Yee told ABC’s 20/20 that starting in 2010, he began saving for his own private practice. He would go to Starbucks and perform examinations, using his stethoscope to listen to patients’ hearts, lungs, and to monitor vital signs. Soon after, he realized that he needed more money, and began seeing patients in need of pain medication. Derek Rosas, a former lacrosse player, who was still having pain from an injury was one of Yee’s patients, and subsequently died from his addiction to OxyContin.

Yee’s pain management eventually turned into more of a drug dealership as his so-called patients began to show up with anywhere from $300 to $600 in exchange for up to three-month’s worth of prescription medications.

The DEA eventually caught on to Yee’s activity, and during an eight-month investigation, they sent two undercover detectives to obtain prescriptions. The first detective told Yee that she was there for her friend in order to pick up prescriptions for OxyContin and Xanax. Yee handed her the prescription and told her to keep the illegal transaction quiet. The second detective told Yee that she was a recovering heroin addict — heroin is also an opioid — and that she was even borrowing painkillers from a friend. “You won’t be having to bum off of your friends anymore,” Yee responded, according to 20/20.

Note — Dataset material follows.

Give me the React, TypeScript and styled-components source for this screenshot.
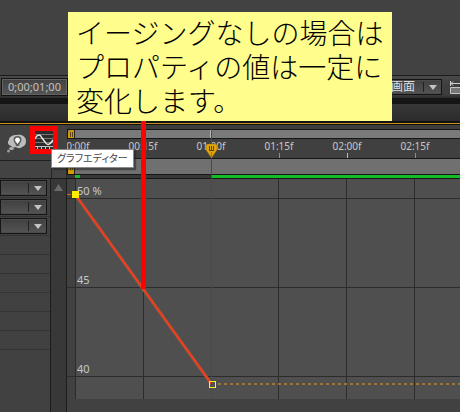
import React from "react";
import styled, { createGlobalStyle } from "styled-components";

const GlobalStyle = createGlobalStyle`
  * { box-sizing: border-box; }
  html, body { margin: 0; background: #414141; }
  body, button, select {
    font-family: "Noto Sans", "Noto Sans CJK JP", sans-serif;
    font-size: 11px;
    color: #c8c8c8;
  }
`;

const Page = styled.main`
  position: relative;
  display: flex;
  flex-direction: column;
  min-height: 100vh;
  overflow: hidden;
  background: #414141;
`;

const Viewer = styled.section`
  height: 75px;
  background: #424242;
`;

const ViewerBar = styled.div`
  display: flex;
  align-items: center;
  gap: 8px;
  height: 23px;
  border-top: 1px solid #1c1c1c;
  background: linear-gradient(#4a4a4a, #404040 30%, #3c3c3c 85%, #2b2b2b);
`;

const TimeButton = styled.button`
  width: 67px;
  height: 18px;
  margin-left: 1px;
  margin-right: auto;
  padding: 0 0 2px;
  border: 1px solid #141414;
  box-shadow: inset 0 0 0 1px #626262;
  background: linear-gradient(#424242, #545454);
  line-height: 13px;
  color: #c6c0b8;
`;

const SelectBox = styled.span<{ $width?: string }>`
  position: relative;
  display: flex;
  width: ${(p) => p.$width ?? "100%"};
  height: 16px;
`;

const Select = styled.select`
  appearance: none;
  width: 100%;
  height: 100%;
  padding: 0 20px 0 2px;
  border: 1px solid #151515;
  border-radius: 0;
  box-shadow: inset 0 0 0 1px #4b4b4b;
  background: linear-gradient(#404040, #545454);
  font-size: 12px;
  line-height: 14px;
  color: #dedede;
`;

const SelectArrow = styled.svg`
  position: absolute;
  top: 0;
  right: 0;
  width: 20px;
  height: 16px;
  pointer-events: none;
`;

const IconButton = styled.button`
  display: block;
  flex: none;
  padding: 0;
  border: 0;
  background: none;
  line-height: 0;
`;

const Gutter = styled.div`
  height: 6px;
  background: #151515;
`;

const TabStrip = styled.div`
  height: 19px;
  border-bottom: 2px solid #121212;
  background: linear-gradient(#383838, #2b2b2b);
`;

const Timeline = styled.section`
  flex: 1;
  display: grid;
  grid-template-columns: 67px minmax(0, 1fr);
  grid-template-rows: 54px 1fr;
  padding-top: 1px;
  border-top: 1px solid #c68e1a;
  background: #12100a;
`;

const Tools = styled.div`
  display: flex;
  flex-direction: column;
  border-bottom: 1px solid #1a1a1a;
  background: #424242;
`;

const ToolRow = styled.div`
  display: flex;
  gap: 3px;
  height: 35px;
  padding: 1px 0 0 6px;
`;

const HeadingRow = styled.div`
  display: grid;
  grid-template-columns: 52px 1fr;
  flex: 1;
  border-top: 1px solid #202020;
  background: #434343;
`;

const HeadingCell = styled.div`
  border-right: 1px solid #262626;
`;

const GraphButton = styled(IconButton)`
  width: 28px;
  height: 28px;
  border: 5px solid #ff0000;
  background: #2c2c2c;
`;

const TimeHead = styled.div`
  position: relative;
  display: flex;
  flex-direction: column;
  padding-top: 4px;
  background: #3d3d3d;
`;

const RangeBar = styled.div<{ $height: string; $tone: string }>`
  display: flex;
  height: ${(p) => p.$height};
  border: solid #161616;
  border-width: 1px 0 1px 1px;
  background: ${(p) => p.$tone};
`;

const Handle = styled.svg`
  width: 7px;
  height: 100%;
  background: #d39b08;
  border-right: 1px solid #2a2208;
  border-radius: 4px 0 0 0;
`;

const Ruler = styled.div`
  display: flex;
  height: 19px;
  overflow: hidden;
  background: #404040;
`;

const Mark = styled.div`
  flex: none;
  display: flex;
  flex-direction: column;
  align-items: center;
  justify-content: space-between;
  width: 68px;
  font-size: 10px;
  line-height: 14px;
  &:first-child { margin-left: -26px; }
`;

const Tick = styled.i<{ $major: boolean }>`
  width: 1px;
  height: 5px;
  background: ${(p) => (p.$major ? "#bdbdbd" : "#8f8f8f")};
`;

const Cache = styled.div`
  display: grid;
  grid-template-columns: 8px 5px 131px 1fr;
  height: 4px;
  border-bottom: 1px solid #161616;
  background: #383838;
`;

const Cached = styled.div`
  background: #12bd27;
`;

const Playhead = styled.svg`
  position: absolute;
  left: 138px;
  top: 4px;
`;

const Side = styled.div`
  display: grid;
  grid-template-columns: 50px 17px;
`;

const Rows = styled.div`
  background: #414141;
`;

const Row = styled.div`
  height: 19px;
  padding: 1px 3px 1px 0;
  border-bottom: 1px solid #343434;
`;

const Scroll = styled.div`
  display: flex;
  justify-content: center;
  padding-top: 5px;
  border: solid #1d1d1d;
  border-width: 0 1px;
  background: #383838;
`;

const PlotArea = styled.div`
  background: #414141;
`;

const Plot = styled.svg`
  display: block;
  width: 100%;
  height: 220px;
  font-size: 11px;
`;

const Tip = styled.div`
  position: absolute;
  left: 51px;
  top: 149px;
  height: 19px;
  padding: 0 5px;
  border: 1px solid #8a8a8a;
  box-shadow: 2px 2px 1px #2228;
  background: #fff;
  font: 10px/16px "Noto Sans CJK JP", sans-serif;
  font-feature-settings: "palt";
  white-space: nowrap;
  color: #444;
`;

const Callout = styled.p`
  position: absolute;
  left: 68px;
  top: 12px;
  width: 324px;
  height: 109px;
  margin: 0;
  padding: 3px 8px;
  background: #fffd8c;
  font: 300 28px/34px "Noto Sans CJK JP", sans-serif;
  white-space: nowrap;
  color: #000;
  &::after {
    content: "";
    position: absolute;
    left: 73px;
    top: 109px;
    width: 5px;
    height: 168px;
    background: #ff0000;
  }
`;

const times = ["00:00f", "00:15f", "01:00f", "01:15f", "02:00f", "02:15f"];
const levels = [
  { y: 19, label: "50 %" },
  { y: 108, label: "45" },
  { y: 197, label: "40" },
];
const columns = [8, 76, 144, 211, 279, 347, 415, 483];

function Dropdown({ label, value, width }: { label: string; value: string; width?: string }) {
  return (
    <SelectBox $width={width}>
      <Select aria-label={label} defaultValue={value}>
        <option value={value}>{value}</option>
      </Select>
      <SelectArrow viewBox="0 0 20 16">
        <path d="M1.5 3v10" stroke="#202020" />
        <path d="M7 6h8l-4 5z" fill="#c4c4c4" />
      </SelectArrow>
    </SelectBox>
  );
}

function RangeHandle() {
  return (
    <Handle viewBox="0 0 6 8">
      <path d="M2.5 2v5M4.5 2v5" stroke="#584310" />
    </Handle>
  );
}

export default function App() {
  return (
    <Page>
      <GlobalStyle />
      <Viewer />
      <ViewerBar>
        <TimeButton type="button">0;00;01;00</TimeButton>
        <Dropdown label="解像度" value="画面" width="54px" />
        <IconButton type="button" aria-label="関心領域">
          <svg width="10" height="16" viewBox="0 0 10 16" fill="none">
            <path d="M0 4.5h10M.5 2v5M3 2.5 1 4.5l2 2" stroke="#d0d0d0" />
            <path d="M.5 8.5h14v6H.5z" fill="#777" stroke="#c4c4c4" />
          </svg>
        </IconButton>
      </ViewerBar>
      <Gutter />
      <TabStrip />
      <Timeline>
        <Tools>
          <ToolRow>
            <IconButton type="button" aria-label="ブレインストーム">
              <svg width="21" height="28" viewBox="0 0 21 28">
                <path
                  d="M11 6c5-1 9 2 9 6 0 3-1 5-4 6-2 2-5 1-6 0-2 1-4 0-5-1-3-1-4-4-2-6 0-3 3-5 8-5z"
                  fill="#bdbdbd"
                />
                <ellipse cx="5.5" cy="19.5" rx="2.5" ry="1.5" fill="#b0b0b0" />
                <circle cx="2.5" cy="22" r="1.5" fill="#999" />
                <path d="M11.5 7a4 4 0 0 0-4 4c0 2 2 3 2.5 6h3c.5-3 2.5-4 2.5-6a4 4 0 0 0-4-4z" fill="#5c5c5c" />
                <path d="M11.5 8.5a2.500 2.500 0 0 0-1.5 4.500l1.500 2 1.500-2a2.500 2.500 0 0 0-1.5-4.500z" fill="#fff" />
              </svg>
            </IconButton>
            <GraphButton type="button" aria-label="グラフエディター">
              <svg width="18" height="18" viewBox="0 0 18 18" fill="none">
                <path d="M0 3.5h18M0 7.5h18M0 11.5h18" stroke="#777" />
                <path d="M0 15.5h18M2.5 16v2M6.5 16v2M10.5 16v2M14.5 16v2" stroke="#c4c4c4" />
                <path d="M0 8c2-5 5-5 7-1l3 4c2 4 5 3 8-2" stroke="#e6e6e6" strokeWidth="1.5" />
              </svg>
            </GraphButton>
          </ToolRow>
          <HeadingRow>
            <HeadingCell />
            <HeadingCell />
          </HeadingRow>
        </Tools>
        <TimeHead>
          <RangeBar $height="10px" $tone="#7a7a7a">
            <RangeHandle />
          </RangeBar>
          <Ruler>
            {times.map((time, i) => (
              <Mark key={time}>
                {time}
                <Tick $major={i % 2 === 0} />
              </Mark>
            ))}
          </Ruler>
          <RangeBar $height="17px" $tone="#707070">
            <RangeHandle />
          </RangeBar>
          <Cache>
            <span />
            <Cached />
            <span />
            <Cached />
          </Cache>
          <Playhead width="13" height="50" viewBox="0 0 13 50">
            <path d="M5.5 1v8" stroke="#b8b8b8" />
            <path d="M6.5 0v50" stroke="#c81414" />
            <path d="M1 17q0-2 2-2h7q2 0 2 2v4l-5.5 8L1 21z" fill="#dfa60c" stroke="#8c6a10" strokeWidth="0.5" />
            <path d="M4.5 17v4M6.5 17v4M8.5 17v4M4 21.5h5" stroke="#5d4612" />
            <path d="M6.5 23v6" stroke="#777" />
          </Playhead>
        </TimeHead>
        <Side>
          <Rows>
            {["X", "Y", "Z"].map((axis) => (
              <Row key={axis}>
                <Dropdown label={`親 ${axis}`} value="" />
              </Row>
            ))}
            {[1, 2, 3, 4, 5, 6].map((n) => (
              <Row key={n} />
            ))}
          </Rows>
          <Scroll>
            <svg width="11" height="8" viewBox="0 0 11 8">
              <path d="M5.5 0 10 7H1z" fill="#6a6a6a" />
            </svg>
          </Scroll>
        </Side>
        <PlotArea>
          <Plot role="img" aria-label="値グラフ">
            <rect x="8" width="100%" height="220" fill="#4f4f4f" />
            {levels.map(({ y, label }) => (
              <g key={label}>
                <rect y={y} width="100%" height="1" fill="#2c2c2c" />
                <text x="10" y={y - 3} fill="#c8c8c8">{label}</text>
              </g>
            ))}
            {columns.map((x) => (
              <rect key={x} x={x} width="1" height="220" fill="#2c2c2c" />
            ))}
            <path d="M0 15.5h4" stroke="#d0651f" />
            <path d="M8.5 16 144.5 205" stroke="#8a6034" strokeWidth="3" />
            <path d="M8.5 16 144.5 205" stroke="#f83824" strokeWidth="2" />
            <line x1="151" y1="205" x2="100%" y2="205" stroke="#9a7638" strokeWidth="2" strokeDasharray="3 3" />
            <rect x="144" width="1" height="220" fill="#c81414" />
            <rect x="5" y="12" width="7" height="7" fill="#ffee00" />
            <rect x="142.5" y="202.5" width="6" height="6" fill="none" stroke="#fff020" />
          </Plot>
        </PlotArea>
      </Timeline>
      <Callout>
        イージングなしの場合は
        <br />
        プロパティの値は一定に
        <br />
        変化します。
      </Callout>
      <Tip role="tooltip">グラフエディター</Tip>
    </Page>
  );
}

Although Yee had moved into his own office by Sept. 2011, the DEA already had enough evidence to charge him, and did so on 56 counts of prescribing controlled substances without a legitimate medical purpose. When asked about his 11-year sentence, he told 20/20, “I’ll take responsibility for… lapses in judgment. You know … everybody makes mistakes, but I never really felt that through all the people that I did help, that I would end up completely losing everything most dear to me.”

Every day, 105 Americans die from a prescription drug overdose, while another 6,748 people are treated in emergency rooms for prescription drug-related illnesses, according to the Centers for Disease Control and Prevention (CDC). Abuse of prescription painkiller has also risen in recent decades. In 2002, retail pharmacies filled more than 174 million prescriptions for opioid painkillers, compared to 256 million in 2009. A recent study found that these rates could have risen because of greater access to healthcare.